A few more plans would have been welcome but this short, well written book with glorious photographs is highly recommended.

In contrast ‘Every Day Spaces’ deals with the design, development and subsequent life of five public spaces created at the end of the 20th/beginning of the 21st century. Boosted by Glasgow’s description as UK City of Architecture and Design 1999, five neighbourhood public spaces were identified to be procured by local Housing Associations.

The book describes the high hopes and aspirations generated by a study trip to Barcelona and two sustained multi-disciplinary workshops involving community representatives and architects; the frustrating difficulties in securing the funding (originally there were 20 neighbourhood spaces proposed); the difficulties of agreeing on future maintenance responsibilities and their construction, handover and subsequent use. Each project and client are described in detail including the difficulties and problems that most of them encountered.

This is a powerful and important book. Hundreds of millions of pounds of private and public money are spent each year in ‘place making’ from new suburban estates to dense urban developments, from city centres to edge of town business parks. This book is required reading for anybody involved in such work.

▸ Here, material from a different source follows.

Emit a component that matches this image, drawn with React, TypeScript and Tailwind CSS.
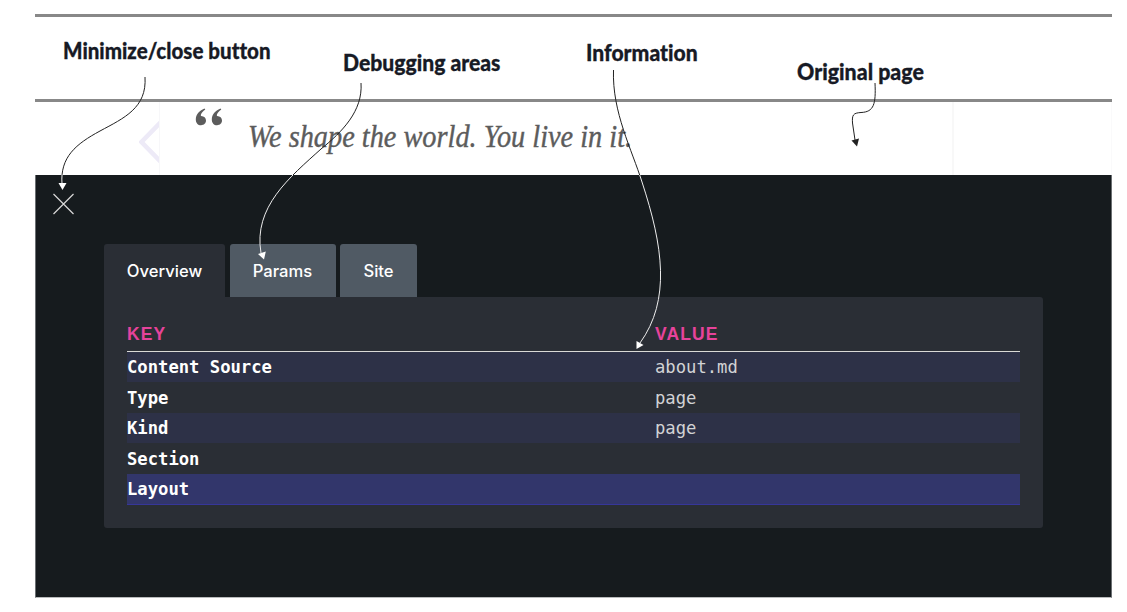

Given its focus it understandably does not tackle the current unwritten but dominant rule that all public space is first of all for vehicles and only afterwards for people but both Ken Worple, in his thoughtful introduction, and Gallacher do touch on the other key issues including the need for a wide ranging politics of social renewal; just as the Arts and Crafts movement was based on socialists and feminist ideas and was part of the creation of a new society, such a renewal is necessary at the beginning the 21st century if we are to create a public realm where, as its name describes, the public rule.